Precious Metals

Canada is blessed with rich deposits of gold and silver. These precious metals have been used as currency since the ancient times. Demand for gold and silver is determined by investor demand, jewelry demand and industrial use. The same factors that are driving up the prices for all commodities also apply to precious metals. They include a weakening U.S. dollar. Because commodity transactions generally settle in U.S. dollars, a depreciating dollar makes its cheaper for non-Americans to purchase commodities. The other is the burgeoning middle class in developing countries like China and India that is creating strong demand particularly for gold.

Of the two precious metals, gold is the most actively traded and generally the most sought after. During times of uncertainty and high inflation, investors tend to migrate towards hard assets. Gold is favored due to its liquidity and its history of being used as a currency. Traditionally, if investors lose confidence in the U.S. dollar, they migrate to gold.
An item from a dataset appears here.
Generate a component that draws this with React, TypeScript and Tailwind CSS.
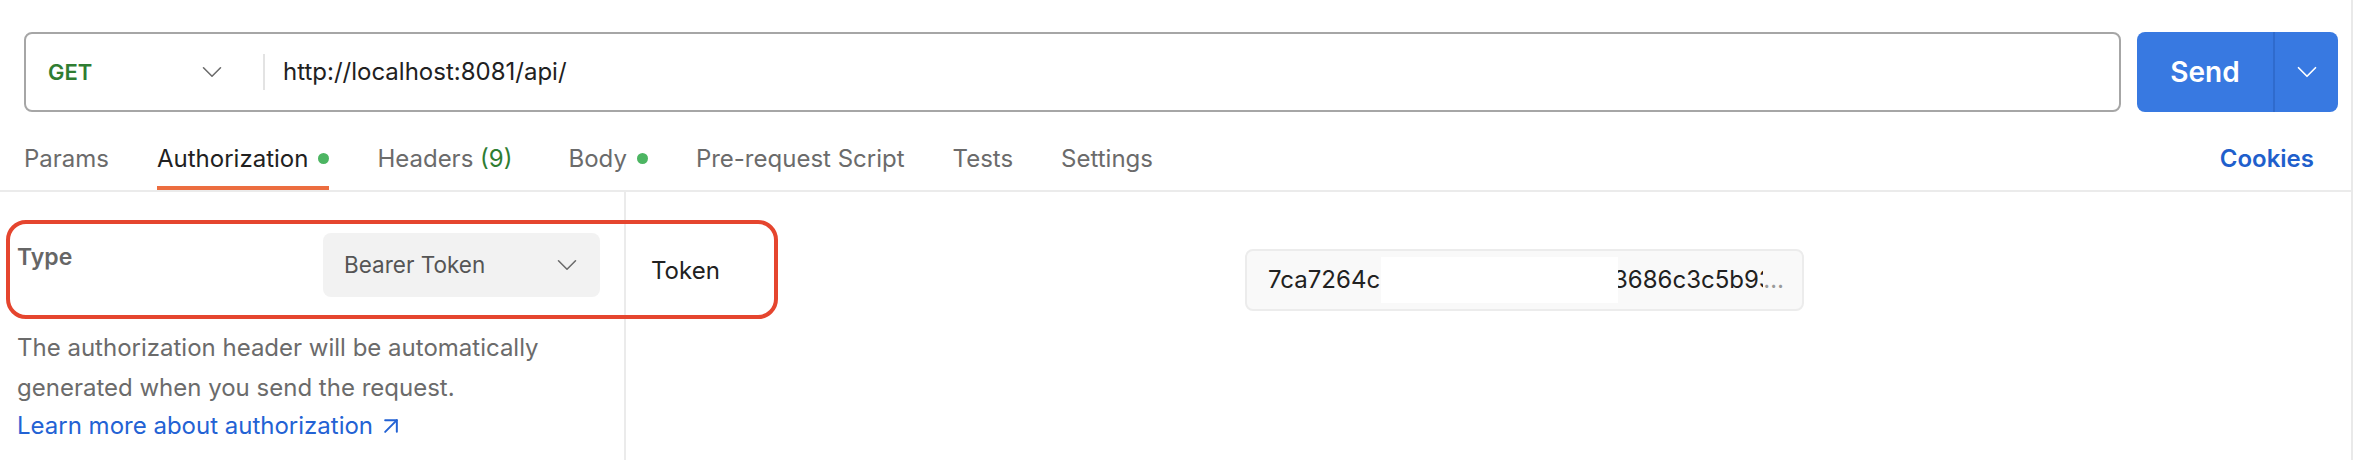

For investors seeking leveraged returns to the appreciating price of precious metals, they would look at high costs Canadian mining companies and Canadian mining companies with profiles of increasing production. In a rising price environment, the percentage return on the shares of these precious metals companies tends to outperform the percentage returns on the commodities itself. As for the investor seeking aggressive returns on precious metals companies, they would look at Canadian exploration companies focused on finding the major mineral deposits.